H1 Biology and H2 Biology

Describe the Mode of Action of Enzymes

Notes from the video ‘H2 Biology Tuition: Mode of Action of Enzymes’:


In this Biology tutorial, we would learn about the mode of action of enzymes.

Enzymes have a specific active site which is complementary in conformation and charge to the substrate. Effective collisions between enzyme and substrate form a temporary enzyme-substrate complex.


Enzyme-substrate complexes

Enzyme-substrate complexes are held together by weak interactions such as hydrogen bonds, ionic bonds, and hydrophobic interactions.
Based on the lock-and-key hypothesis, enzyme is the lock and substrate is the key.
Based on the induced fit hypothesis, the substrate induces a change in shape in the enzyme’s active site such that the active site is a more precise fit for the substrate for effective catalysis.

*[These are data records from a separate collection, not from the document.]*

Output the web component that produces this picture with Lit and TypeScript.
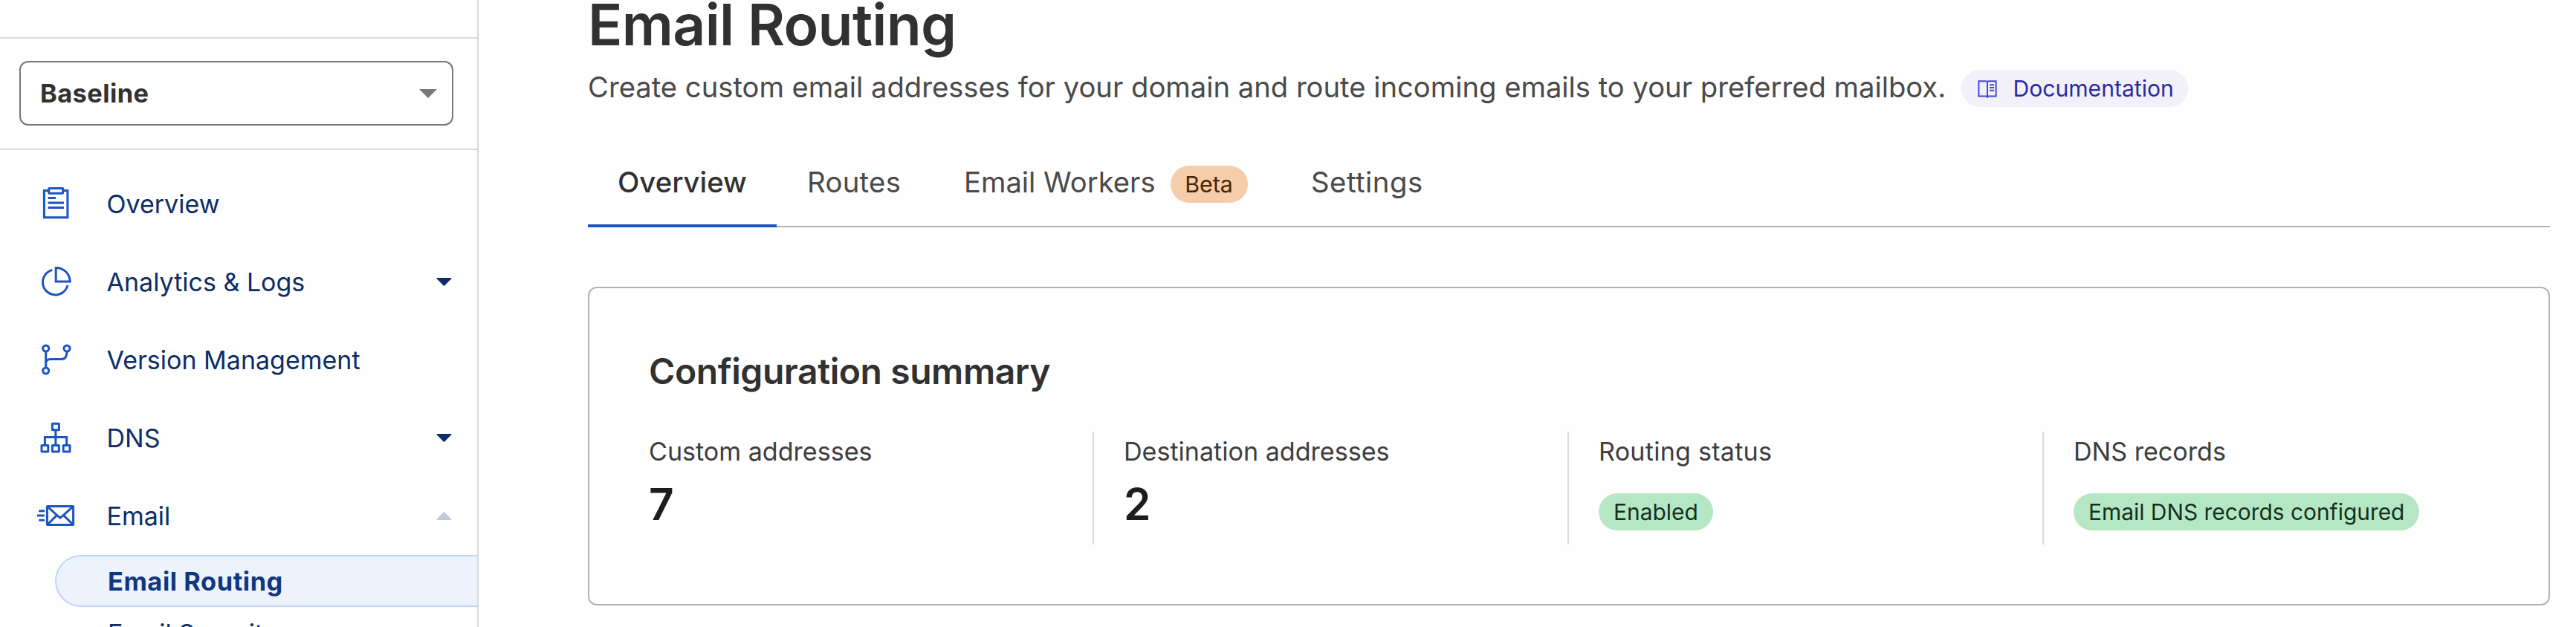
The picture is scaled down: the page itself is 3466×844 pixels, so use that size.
import { LitElement, html, svg, css, nothing } from "lit";
import { customElement } from "lit/decorators.js";
import { classMap } from "lit/directives/class-map.js";

const icons = {
  clipboard: svg`
    <path d="M15.7 6.4H9.4V42.7H40.9V6.4H34.7" />
    <rect x="15.7" y="3.4" width="19" height="6.8" rx="0.6" />
    <path d="M14.6 16.5H25M14.6 23H36M14.6 29.6H36" />`,
  pie: svg`
    <path d="M20.3 8.4A17 17 0 1 0 41 29" />
    <path d="M25.2 5.4A18.8 18.8 0 0 1 44.2 24H25.2Z" />`,
  branch: svg`
    <circle cx="11.7" cy="9" r="4" /><circle cx="40" cy="9" r="4" /><circle cx="11.7" cy="39" r="4" />
    <path d="M11.7 13V35M11.7 29C11.7 25.4 14 23.4 18 23.4H33C37.5 23.4 40 20.5 40 13" />`,
  tree: svg`
    <rect x="20.4" y="5.2" width="9" height="8.6" rx="0.4" />
    <rect x="6" y="34.4" width="8.8" height="8.6" rx="0.4" />
    <rect x="20.4" y="34.4" width="9" height="8.6" rx="0.4" />
    <rect x="35.2" y="34.4" width="8.8" height="8.6" rx="0.4" />
    <path d="M24.9 14V34M10.4 34V23.4H39.6V34" />`,
  mail: svg`
    <rect x="13.4" y="11.4" width="35.2" height="25" rx="0.4" />
    <path d="M14 12L27.6 24.4L31 27L34.4 24.4L48 12M14 36L26.4 23.6M48 36L35.6 23.6" />
    <path d="M2.3 17.7H10M0 24H9.8M2.3 30.2H10" />`,
};

interface NavItem {
  label: string;
  icon: keyof typeof icons;
  caret?: "down" | "up";
}

const nav: NavItem[] = [
  { label: "Overview", icon: "clipboard" },
  { label: "Analytics & Logs", icon: "pie", caret: "down" },
  { label: "Version Management", icon: "branch" },
  { label: "DNS", icon: "tree", caret: "down" },
  { label: "Email", icon: "mail", caret: "up" },
];

@customElement("side-nav")
class SideNav extends LitElement {
  static styles = css`
    :host { display: block; box-sizing: border-box; width: 644px; flex: none; border-right: 2px solid #d9d9d9; color: #0d2d66; font-size: 34px; }
    .top { height: 50px; border-bottom: 2px solid #d9d9d9; }
    .account { padding: 30px 32px 31px 26px; border-bottom: 2px solid #d9d9d9; }
    .select { box-sizing: border-box; height: 87px; border: 2px solid #767676; border-radius: 12px; padding: 0 20px 0 26px; display: flex; align-items: center; justify-content: space-between; color: #313131; font-weight: 700; font-size: 34.4px; letter-spacing: 0.42px; }
    .select svg { width: 24px; height: 12px; fill: #76787e; }
    nav { padding-top: 20px; }
    .item { height: 105px; display: flex; align-items: center; padding: 0 34px 0 50px; }
    .icon { width: 50px; height: 49px; flex: none; overflow: visible; fill: none; stroke: #1b55c2; stroke-width: 3; margin-right: 43.5px; }
    .label { flex: 1; white-space: nowrap; }
    .caret { width: 21px; height: 11px; fill: #0d2d66; }
    .caret.up { fill: #c1c9d7; transform: rotate(180deg); }
    .sub { box-sizing: border-box; height: 70px; line-height: 70px; padding-left: 145px; white-space: nowrap; }
    .sub.active { margin-left: 74px; padding-left: 69px; line-height: 67px; border: 2px solid #bdd5fa; border-right: 0; border-radius: 35px 0 0 35px; background: #ecf3fd; color: #10377e; font-weight: 700; font-size: 34.4px; letter-spacing: 0.55px; }
    .sub.next { margin-top: 1px; }
  `;

  render() {
    return html`
      <div class="top"></div>
      <div class="account">
        <div class="select">
          <span>Baseline</span>
          <svg viewBox="0 0 24 12"><path d="M0 0H24L12 12Z" /></svg>
        </div>
      </div>
      <nav>
        ${nav.map(
          (n) => html`<div class="item">
            <svg class="icon" viewBox="0 0 50 49">${icons[n.icon]}</svg>
            <span class="label">${n.label}</span>
            ${n.caret
              ? html`<svg class=${classMap({ caret: true, up: n.caret === "up" })} viewBox="0 0 21 11"><path d="M1 0H20Q21 .6 20.3 1.3L11.2 10.5Q10.5 11 9.8 10.5L.7 1.3Q0 .6 1 0Z" /></svg>`
              : nothing}
          </div>`
        )}
        <div class="sub active">Email Routing</div>
        <div class="sub next">Email Security</div>
      </nav>
    `;
  }
}

@customElement("summary-card")
class SummaryCard extends LitElement {
  static styles = css`
    :host { display: block; box-sizing: border-box; height: 429px; border: 2px solid #b3b3b3; border-radius: 12px; padding: 82px 40px 0; }
    h2 { margin: 0 40px 51px; font-size: 48px; line-height: 60px; font-weight: 600; letter-spacing: -0.43px; color: #313131; }
    .grid { display: grid; grid-template-columns: repeat(4, 1fr); height: 152px; }
    .col { padding-left: 40px; border-right: 2px solid #d9d9d9; white-space: nowrap; }
    .col:last-child { border-right-color: transparent; }
    .label { font-size: 34.1px; line-height: 54px; color: #3d3d3d; }
    .label.wide { letter-spacing: 0.25px; }
    .value { margin-top: 12px; font-size: 58.5px; line-height: 64px; font-weight: 600; color: #1d1d1d; }
    .pill { display: inline-block; margin-top: 29px; height: 50px; line-height: 50px; border-radius: 25px; padding: 0 20px; background: #b6e7c4; color: #14301e; font-size: 29.9px; }
  `;

  render() {
    return html`
      <h2>Configuration summary</h2>
      <div class="grid">
        <div class="col"><div class="label">Custom addresses</div><div class="value">7</div></div>
        <div class="col"><div class="label">Destination addresses</div><div class="value">2</div></div>
        <div class="col"><div class="label wide">Routing status</div><span class="pill">Enabled</span></div>
        <div class="col"><div class="label">DNS records</div><span class="pill">Email DNS records configured</span></div>
      </div>
    `;
  }
}

@customElement("app-root")
class AppRoot extends LitElement {
  static styles = css`
    :host { display: flex; height: 844px; overflow: hidden; background: #fefefe; font-family: Inter, "Liberation Sans", sans-serif; }
    main { flex: 1; padding: 0 35px 0 147px; }
    h1 { margin: 0 0 26px; font-size: 76.8px; line-height: 68px; font-weight: 600; letter-spacing: -0.7px; color: #313131; white-space: nowrap; }
    .intro { display: flex; align-items: flex-start; height: 50px; }
    .desc { width: 1848px; font-size: 38.2px; line-height: 47px; color: #4a4a4a; white-space: nowrap; }
    .docs { box-sizing: border-box; width: 305px; height: 50px; border-radius: 25px; background: #f2f0fb; color: #2b2b9f; display: flex; align-items: center; padding-left: 22px; font-size: 30.1px; line-height: 50px; }
    .docs svg { width: 26px; height: 26px; margin-right: 21.5px; fill: none; stroke: #4543dc; stroke-width: 2; }
    .tabs { box-sizing: border-box; display: flex; height: 162px; border-bottom: 2px solid #b3b3b3; margin-bottom: 80px; font-size: 38.3px; color: #4a4a4a; }
    .tab { box-sizing: border-box; height: 162px; padding: 76px 0 0 40px; line-height: 50px; display: flex; white-space: nowrap; }
    .overview { width: 254px; border-bottom: 4px solid #1b55c2; color: #313131; font-weight: 500; }
    .routes { width: 212px; padding-left: 41px; letter-spacing: 0.3px; }
    .workers { width: 467px; font-size: 38.2px; }
    .settings { letter-spacing: 0.5px; }
    .beta { margin: 3px 0 0 20px; height: 50px; width: 104px; text-align: center; border-radius: 25px; background: #f5cdaa; color: #482404; font-size: 30.4px; }
  `;

  render() {
    return html`
      <side-nav></side-nav>
      <main>
        <h1>Email Routing</h1>
        <div class="intro">
          <div class="desc">Create custom email addresses for your domain and route incoming emails to your preferred mailbox.</div>
          <div class="docs">
            <svg viewBox="0 0 26 26">
              <path d="M13 4.4L11.4 3.2H1.4V23.4H11.6L13 24.6L14.4 23.4H24.6V3.2H14.6Z" />
              <path d="M13 4.4V25.4M16 8.2H22M16 12H22M16 15.8H22" />
            </svg>
            <span>Documentation</span>
          </div>
        </div>
        <div class="tabs">
          <div class="tab overview">Overview</div>
          <div class="tab routes">Routes</div>
          <div class="tab workers">Email Workers<span class="beta">Beta</span></div>
          <div class="tab settings">Settings</div>
        </div>
        <summary-card></summary-card>
      </main>
    `;
  }
}
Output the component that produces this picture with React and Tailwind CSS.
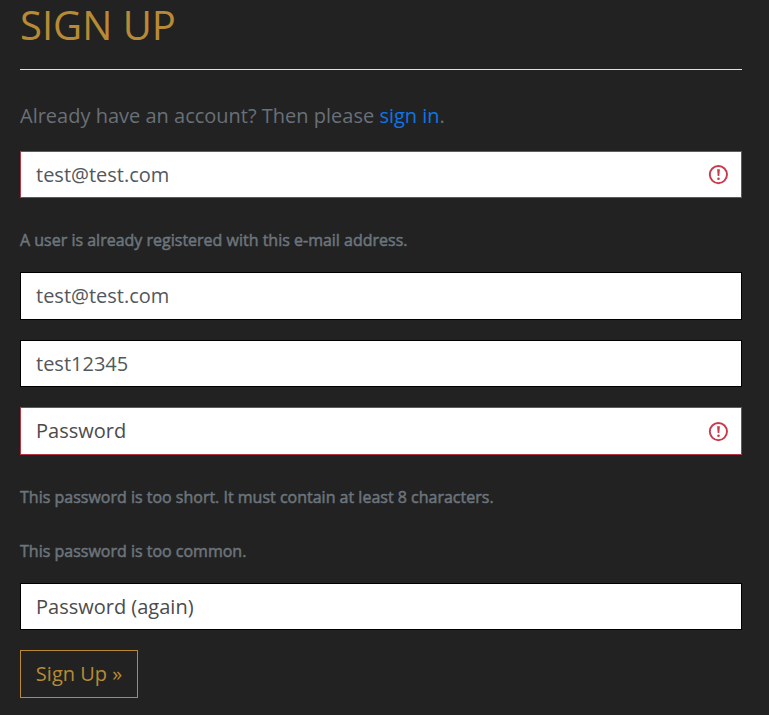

Enzymes lower the activation energy barrier by:
A. Aligning substrates next to each other in the active site to increase the chances of the reaction occurring.
B. Causing strains on the bonds in the substrate to be broken as they bind to the active site.
C. Orientating the substrates such that their bonds are exposed to chemical attack
D. Providing a favorable microenvironment
E. Participating directly in catalysis with R groups of amino acid residues in acid-­‐base catalysis.
This increases the proportion of substrate molecules with energy greater than the activation energy which allows the reaction to proceed faster than an uncatalysed reaction.


The products of the reaction no longer fit the active site and are released; the enzyme remains unchanged and can be used again.